As I said in my last post, I would put up some details about how much various types of degrees were worth, according to Canadian census data - as I said in the last post, this type of data should be fairly similar across countries that have similar economies as Canada, like the US, UK, or Australia. I'll make my code available so that if you want to test against your own country, you shouldn't have too much trouble.
Let's take a look at what we have. Here is a ranking of the types of degrees based on a 95% confidence interval of median 2006 incomes (all the values are inflation-adjusted to 2010 Canadian dollars):
1) Engineering: $54.4k - $58.4k
2) Commerce: $51.1k - $55.2k
3) Sciences: $49.8k - $54.3k
4) Education: $47.4k - $48.6k
Median income for university graduates: $45.3k - $47.5k
5) Social Sciences: $43.2k - $46.2k
6) Health/Food Sciences: $38.5k - $42.3k
7) Humanities: $35.0k - $37.4k
8) Fine Arts: $24.5k - $28.4k
Median income for non-university gradates: $25.5k - $25.8k
So it looks like engineers are on top, although their confidence interval has some overlap with commerce graduates which means that if we want to be 95% sure we are right, we can't say that engineers make more than commerce grads. If we reduce our confidence in our results, the data says that once you get down to about 80% confidence you can say that engineers make more than commerce grads.

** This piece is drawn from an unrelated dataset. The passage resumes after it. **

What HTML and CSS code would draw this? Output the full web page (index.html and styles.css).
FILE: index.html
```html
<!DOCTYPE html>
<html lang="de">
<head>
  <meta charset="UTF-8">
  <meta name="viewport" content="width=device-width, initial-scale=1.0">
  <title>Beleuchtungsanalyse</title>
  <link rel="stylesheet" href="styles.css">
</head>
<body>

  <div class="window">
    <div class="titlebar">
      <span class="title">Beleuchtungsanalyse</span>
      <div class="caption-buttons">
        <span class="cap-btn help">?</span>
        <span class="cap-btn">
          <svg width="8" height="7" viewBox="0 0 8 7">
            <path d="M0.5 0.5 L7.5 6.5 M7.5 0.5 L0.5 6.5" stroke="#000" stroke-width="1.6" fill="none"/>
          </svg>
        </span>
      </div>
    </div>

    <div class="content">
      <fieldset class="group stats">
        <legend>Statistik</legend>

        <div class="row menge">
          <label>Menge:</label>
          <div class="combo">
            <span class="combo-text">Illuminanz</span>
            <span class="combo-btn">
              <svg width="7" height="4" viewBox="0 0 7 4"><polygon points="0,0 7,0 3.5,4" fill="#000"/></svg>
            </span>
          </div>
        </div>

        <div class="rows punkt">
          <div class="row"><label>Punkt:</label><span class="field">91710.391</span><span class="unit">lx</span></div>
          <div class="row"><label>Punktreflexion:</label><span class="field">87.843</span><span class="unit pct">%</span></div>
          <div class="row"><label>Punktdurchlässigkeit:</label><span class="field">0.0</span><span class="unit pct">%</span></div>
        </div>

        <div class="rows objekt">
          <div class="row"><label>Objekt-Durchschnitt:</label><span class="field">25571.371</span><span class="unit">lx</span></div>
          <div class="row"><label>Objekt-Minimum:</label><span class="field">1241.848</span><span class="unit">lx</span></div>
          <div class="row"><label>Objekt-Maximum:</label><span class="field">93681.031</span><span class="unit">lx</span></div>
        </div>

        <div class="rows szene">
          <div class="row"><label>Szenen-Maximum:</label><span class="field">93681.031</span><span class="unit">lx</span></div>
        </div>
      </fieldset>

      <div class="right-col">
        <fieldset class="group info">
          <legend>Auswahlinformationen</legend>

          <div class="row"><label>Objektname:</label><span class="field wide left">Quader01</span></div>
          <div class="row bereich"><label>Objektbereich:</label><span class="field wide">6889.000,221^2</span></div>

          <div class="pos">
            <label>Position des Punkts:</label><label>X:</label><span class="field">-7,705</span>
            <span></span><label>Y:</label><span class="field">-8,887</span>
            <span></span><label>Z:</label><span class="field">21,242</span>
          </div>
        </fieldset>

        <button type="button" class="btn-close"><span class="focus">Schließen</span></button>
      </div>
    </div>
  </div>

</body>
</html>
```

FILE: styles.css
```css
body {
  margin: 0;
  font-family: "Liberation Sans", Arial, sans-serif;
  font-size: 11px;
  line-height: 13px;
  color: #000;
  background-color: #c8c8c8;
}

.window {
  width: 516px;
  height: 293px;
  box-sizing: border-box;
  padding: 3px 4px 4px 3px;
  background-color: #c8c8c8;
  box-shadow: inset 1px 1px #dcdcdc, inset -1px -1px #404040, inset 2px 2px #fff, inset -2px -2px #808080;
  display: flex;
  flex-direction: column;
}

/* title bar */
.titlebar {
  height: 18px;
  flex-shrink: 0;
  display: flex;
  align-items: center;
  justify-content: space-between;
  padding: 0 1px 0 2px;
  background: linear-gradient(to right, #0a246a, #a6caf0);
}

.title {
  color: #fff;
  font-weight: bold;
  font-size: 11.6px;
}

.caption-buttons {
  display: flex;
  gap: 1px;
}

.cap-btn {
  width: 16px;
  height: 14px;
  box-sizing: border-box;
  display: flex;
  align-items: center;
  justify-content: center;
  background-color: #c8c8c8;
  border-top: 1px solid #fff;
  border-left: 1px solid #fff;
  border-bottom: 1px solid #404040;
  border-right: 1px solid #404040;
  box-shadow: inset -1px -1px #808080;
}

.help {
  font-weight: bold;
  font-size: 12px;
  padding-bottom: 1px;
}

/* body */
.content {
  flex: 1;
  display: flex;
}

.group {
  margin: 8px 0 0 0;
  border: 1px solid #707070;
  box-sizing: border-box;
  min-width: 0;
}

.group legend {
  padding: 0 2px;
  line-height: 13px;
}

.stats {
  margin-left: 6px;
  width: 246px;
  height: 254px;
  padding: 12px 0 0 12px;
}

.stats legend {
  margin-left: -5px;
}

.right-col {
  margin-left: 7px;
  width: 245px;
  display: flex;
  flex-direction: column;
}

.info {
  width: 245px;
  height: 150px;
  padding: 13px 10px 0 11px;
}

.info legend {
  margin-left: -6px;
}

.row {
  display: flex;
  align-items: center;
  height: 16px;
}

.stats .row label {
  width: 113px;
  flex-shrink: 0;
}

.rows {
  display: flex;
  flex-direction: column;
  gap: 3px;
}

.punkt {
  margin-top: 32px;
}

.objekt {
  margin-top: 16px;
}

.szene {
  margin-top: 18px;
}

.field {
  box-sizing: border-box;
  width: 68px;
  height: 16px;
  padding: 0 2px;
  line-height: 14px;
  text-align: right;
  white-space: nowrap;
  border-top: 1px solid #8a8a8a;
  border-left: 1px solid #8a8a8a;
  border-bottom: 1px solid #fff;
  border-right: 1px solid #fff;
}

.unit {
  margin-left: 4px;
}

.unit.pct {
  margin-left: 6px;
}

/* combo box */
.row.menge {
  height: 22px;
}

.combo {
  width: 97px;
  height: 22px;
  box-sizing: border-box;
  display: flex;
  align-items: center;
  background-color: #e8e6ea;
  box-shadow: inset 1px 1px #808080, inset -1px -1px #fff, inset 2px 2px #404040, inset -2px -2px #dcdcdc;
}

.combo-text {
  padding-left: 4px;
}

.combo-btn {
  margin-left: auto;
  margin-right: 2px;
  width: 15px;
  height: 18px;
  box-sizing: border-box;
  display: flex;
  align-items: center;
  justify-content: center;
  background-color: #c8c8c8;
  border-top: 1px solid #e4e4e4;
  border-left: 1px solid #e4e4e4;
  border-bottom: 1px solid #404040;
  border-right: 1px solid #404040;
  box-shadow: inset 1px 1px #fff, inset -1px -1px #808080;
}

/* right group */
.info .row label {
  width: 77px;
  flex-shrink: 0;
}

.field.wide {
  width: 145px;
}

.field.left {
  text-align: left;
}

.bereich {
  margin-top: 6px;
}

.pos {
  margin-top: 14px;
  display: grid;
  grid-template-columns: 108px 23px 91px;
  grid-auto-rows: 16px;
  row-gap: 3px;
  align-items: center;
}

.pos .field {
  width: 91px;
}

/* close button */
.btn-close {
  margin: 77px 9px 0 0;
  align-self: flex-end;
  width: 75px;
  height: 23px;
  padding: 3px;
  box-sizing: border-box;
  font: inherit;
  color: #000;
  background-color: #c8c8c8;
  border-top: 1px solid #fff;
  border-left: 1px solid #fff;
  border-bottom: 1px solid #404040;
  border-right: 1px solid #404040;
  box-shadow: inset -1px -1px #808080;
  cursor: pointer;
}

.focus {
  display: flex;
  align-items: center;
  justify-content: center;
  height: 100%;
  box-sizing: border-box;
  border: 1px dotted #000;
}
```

In other words, given our data here, there's a roughly 80% chance that engineers make more.
In the last post I also looked at the data from 1986. Let's see how the rankings change over time:
1) Engineering: $67.4k - $70.8k
2) Sciences: $53.1k - $56.4
3) Commerce: $51.7k - $54.7k
4) Education: $49.0k - $51.0k
Median income for university graduates: $47.9k - $48.9k
5) Social Sciences: $42.7k - $44.8k
6) Humanities: $38.6k - $40.7k
7) Health/Food Sciences: $35.3k - $38.7k
8) Fine Arts: $23.9k - $28.6k
Median income for non-university graduates: $23.0k - $23.2k
The most striking difference between these results and the ones from 2006 is the drop in wages for engineers. They used to be, by far, the most well-paid university degrees, whereas now they are only slightly higher than commerce degrees (which haven't changed all that much). This is somewhat disappointing for up-and-coming engineers (well, necessarily)!

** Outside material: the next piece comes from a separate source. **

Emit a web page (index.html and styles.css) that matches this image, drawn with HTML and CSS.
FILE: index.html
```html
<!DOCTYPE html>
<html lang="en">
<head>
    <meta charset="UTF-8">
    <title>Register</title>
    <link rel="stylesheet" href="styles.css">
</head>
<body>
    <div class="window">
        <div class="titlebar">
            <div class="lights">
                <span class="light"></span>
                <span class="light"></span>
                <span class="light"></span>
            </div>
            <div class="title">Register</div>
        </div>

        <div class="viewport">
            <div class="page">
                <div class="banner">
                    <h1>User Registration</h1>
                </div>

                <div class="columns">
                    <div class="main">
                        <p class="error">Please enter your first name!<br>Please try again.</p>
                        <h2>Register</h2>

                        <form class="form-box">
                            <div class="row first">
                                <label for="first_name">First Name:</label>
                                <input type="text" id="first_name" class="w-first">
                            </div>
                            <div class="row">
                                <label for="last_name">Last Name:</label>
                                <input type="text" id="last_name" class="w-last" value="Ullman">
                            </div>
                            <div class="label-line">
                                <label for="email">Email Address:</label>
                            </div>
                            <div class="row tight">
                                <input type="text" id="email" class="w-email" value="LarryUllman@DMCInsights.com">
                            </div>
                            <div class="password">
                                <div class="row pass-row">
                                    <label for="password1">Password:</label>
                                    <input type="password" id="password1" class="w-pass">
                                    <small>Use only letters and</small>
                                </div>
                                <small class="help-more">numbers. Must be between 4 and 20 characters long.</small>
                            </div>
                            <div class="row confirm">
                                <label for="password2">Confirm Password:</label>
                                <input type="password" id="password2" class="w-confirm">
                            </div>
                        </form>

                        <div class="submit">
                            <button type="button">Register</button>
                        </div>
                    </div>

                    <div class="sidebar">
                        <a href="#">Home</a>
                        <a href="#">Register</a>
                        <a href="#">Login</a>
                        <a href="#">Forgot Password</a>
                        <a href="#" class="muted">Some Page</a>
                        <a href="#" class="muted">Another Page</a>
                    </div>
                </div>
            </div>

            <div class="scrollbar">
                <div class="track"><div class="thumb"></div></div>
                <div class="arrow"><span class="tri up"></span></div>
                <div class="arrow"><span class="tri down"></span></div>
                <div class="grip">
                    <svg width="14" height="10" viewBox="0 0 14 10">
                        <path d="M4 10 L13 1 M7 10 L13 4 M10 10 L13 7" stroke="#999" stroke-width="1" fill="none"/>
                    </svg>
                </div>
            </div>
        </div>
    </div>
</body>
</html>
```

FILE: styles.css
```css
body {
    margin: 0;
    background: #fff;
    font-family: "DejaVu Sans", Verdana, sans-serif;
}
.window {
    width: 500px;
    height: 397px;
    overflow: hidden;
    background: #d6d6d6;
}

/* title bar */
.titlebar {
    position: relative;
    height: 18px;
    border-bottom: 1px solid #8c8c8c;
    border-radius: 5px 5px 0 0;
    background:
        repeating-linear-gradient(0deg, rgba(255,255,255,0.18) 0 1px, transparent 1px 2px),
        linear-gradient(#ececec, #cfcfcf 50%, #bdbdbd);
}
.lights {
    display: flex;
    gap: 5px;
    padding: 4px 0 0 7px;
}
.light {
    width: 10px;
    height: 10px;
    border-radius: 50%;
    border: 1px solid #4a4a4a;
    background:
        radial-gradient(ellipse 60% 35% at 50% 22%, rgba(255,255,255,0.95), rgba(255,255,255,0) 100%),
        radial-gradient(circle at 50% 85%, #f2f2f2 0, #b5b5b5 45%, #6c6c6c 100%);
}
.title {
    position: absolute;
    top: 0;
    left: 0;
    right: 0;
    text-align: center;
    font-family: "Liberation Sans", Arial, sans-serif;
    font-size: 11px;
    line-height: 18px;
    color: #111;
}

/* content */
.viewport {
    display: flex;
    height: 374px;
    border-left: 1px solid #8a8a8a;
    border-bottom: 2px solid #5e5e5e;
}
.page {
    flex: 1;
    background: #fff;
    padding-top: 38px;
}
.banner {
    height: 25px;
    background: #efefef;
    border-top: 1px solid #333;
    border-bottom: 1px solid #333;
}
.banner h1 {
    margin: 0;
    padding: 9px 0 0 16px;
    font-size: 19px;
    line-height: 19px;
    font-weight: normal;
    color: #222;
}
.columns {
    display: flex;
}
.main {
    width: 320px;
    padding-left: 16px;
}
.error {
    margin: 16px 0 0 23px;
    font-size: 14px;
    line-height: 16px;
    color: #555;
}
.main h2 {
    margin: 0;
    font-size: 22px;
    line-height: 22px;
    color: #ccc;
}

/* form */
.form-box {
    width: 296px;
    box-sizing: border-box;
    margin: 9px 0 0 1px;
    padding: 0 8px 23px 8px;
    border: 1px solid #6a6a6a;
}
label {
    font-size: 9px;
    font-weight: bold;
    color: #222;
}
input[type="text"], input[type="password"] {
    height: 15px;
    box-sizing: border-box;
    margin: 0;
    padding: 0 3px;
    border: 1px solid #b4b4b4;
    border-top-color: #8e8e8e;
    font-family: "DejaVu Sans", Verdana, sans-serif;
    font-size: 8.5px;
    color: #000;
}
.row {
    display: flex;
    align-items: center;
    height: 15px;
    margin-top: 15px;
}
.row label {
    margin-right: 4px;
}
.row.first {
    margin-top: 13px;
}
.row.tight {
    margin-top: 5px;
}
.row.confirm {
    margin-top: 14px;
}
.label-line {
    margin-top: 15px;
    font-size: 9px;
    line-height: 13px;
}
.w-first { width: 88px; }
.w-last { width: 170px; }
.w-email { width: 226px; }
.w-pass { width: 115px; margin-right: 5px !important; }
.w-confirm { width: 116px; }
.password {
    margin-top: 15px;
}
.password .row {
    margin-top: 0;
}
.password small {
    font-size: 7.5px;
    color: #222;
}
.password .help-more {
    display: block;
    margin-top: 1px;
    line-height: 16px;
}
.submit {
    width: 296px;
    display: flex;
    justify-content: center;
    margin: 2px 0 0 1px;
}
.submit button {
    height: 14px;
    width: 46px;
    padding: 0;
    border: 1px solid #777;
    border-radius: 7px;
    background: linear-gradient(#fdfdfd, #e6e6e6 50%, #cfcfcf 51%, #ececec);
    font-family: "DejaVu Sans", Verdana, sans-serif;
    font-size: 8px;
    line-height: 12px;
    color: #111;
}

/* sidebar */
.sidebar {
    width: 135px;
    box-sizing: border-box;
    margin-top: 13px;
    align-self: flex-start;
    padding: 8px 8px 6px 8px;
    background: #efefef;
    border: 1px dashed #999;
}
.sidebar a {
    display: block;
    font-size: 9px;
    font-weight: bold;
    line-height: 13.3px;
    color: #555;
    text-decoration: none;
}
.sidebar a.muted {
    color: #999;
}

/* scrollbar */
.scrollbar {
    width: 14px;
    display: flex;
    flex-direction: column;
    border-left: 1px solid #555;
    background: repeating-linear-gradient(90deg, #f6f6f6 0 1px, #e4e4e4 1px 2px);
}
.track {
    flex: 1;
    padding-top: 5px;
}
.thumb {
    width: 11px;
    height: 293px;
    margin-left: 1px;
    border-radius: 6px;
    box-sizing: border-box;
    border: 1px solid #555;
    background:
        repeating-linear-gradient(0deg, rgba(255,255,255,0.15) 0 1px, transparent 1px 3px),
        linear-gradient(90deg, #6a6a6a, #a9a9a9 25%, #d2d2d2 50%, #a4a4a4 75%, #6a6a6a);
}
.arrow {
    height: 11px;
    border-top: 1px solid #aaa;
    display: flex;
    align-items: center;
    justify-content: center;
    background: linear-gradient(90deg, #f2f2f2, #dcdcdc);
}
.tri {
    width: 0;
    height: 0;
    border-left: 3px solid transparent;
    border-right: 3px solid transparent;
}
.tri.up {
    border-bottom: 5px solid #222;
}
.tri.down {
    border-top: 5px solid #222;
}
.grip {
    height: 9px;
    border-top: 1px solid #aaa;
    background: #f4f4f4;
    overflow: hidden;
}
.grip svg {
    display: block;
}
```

The rest of the degrees haven't changed too much. A couple of them have statistically significant changes (such as education), but for the rest we can't really distinguish any change here from statistical noise - at least not at a 95% confidence level, if we accept a higher probability of being wrong then we can say things have changed.

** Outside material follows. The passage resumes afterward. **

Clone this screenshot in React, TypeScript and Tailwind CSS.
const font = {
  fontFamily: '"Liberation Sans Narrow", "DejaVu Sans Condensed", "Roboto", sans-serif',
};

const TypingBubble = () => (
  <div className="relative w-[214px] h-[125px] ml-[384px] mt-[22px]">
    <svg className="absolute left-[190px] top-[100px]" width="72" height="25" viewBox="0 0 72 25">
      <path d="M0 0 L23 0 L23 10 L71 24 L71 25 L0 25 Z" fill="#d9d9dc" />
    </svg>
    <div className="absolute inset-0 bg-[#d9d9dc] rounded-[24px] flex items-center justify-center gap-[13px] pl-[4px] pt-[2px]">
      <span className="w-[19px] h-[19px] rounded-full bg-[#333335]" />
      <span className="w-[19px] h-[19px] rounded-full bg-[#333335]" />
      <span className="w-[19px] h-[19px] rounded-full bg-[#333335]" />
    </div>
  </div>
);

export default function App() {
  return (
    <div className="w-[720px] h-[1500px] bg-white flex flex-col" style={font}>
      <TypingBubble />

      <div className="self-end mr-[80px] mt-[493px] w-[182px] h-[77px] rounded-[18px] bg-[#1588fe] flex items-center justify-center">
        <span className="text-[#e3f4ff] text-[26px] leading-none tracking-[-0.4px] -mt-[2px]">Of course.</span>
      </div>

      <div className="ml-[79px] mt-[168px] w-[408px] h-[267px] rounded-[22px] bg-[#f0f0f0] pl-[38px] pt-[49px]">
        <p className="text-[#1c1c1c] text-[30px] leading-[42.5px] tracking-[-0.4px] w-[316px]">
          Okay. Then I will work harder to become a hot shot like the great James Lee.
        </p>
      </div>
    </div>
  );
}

This analysis here focuses on the median. Why do I do that? Why not use the average/mean? This is because incomes are something that are very skewed, meaning that that the average will be influenced a lot by the outliers that make tons of cash, making it look like a certain degree may be worth a lot when in fact most of the people with that degree are making a lot less than the average. The difference is most pronounced with commerce degrees: in 2006 the average income for a commerce degree holder is around $78k, which is the highest average for all the degree types. However the median is roughly $53k, showing that there is a massive amount of skewness in the distribution of commerce grads: those MBAs that are making big 6-figure salaries are pulling up the average. To get a feel for how most people with a certain degree are doing it is better to look at the median, which is much less likely to be affected by huge outliers than the mean is.
Again I'll repeat that these are correlations, not causations. In fact since the variance of the incomes for all of the degree types have increased dramatically, that could indicate that your degree is less important in determining your salary today than it was 25 years ago. In order to isolate the actual effect of the degree on wage you'd have to have a more sophisticated model that takes into account all sorts of other relevant factors like age, experience, ability, etc.
As always, the code is available here and the results of running the code are here.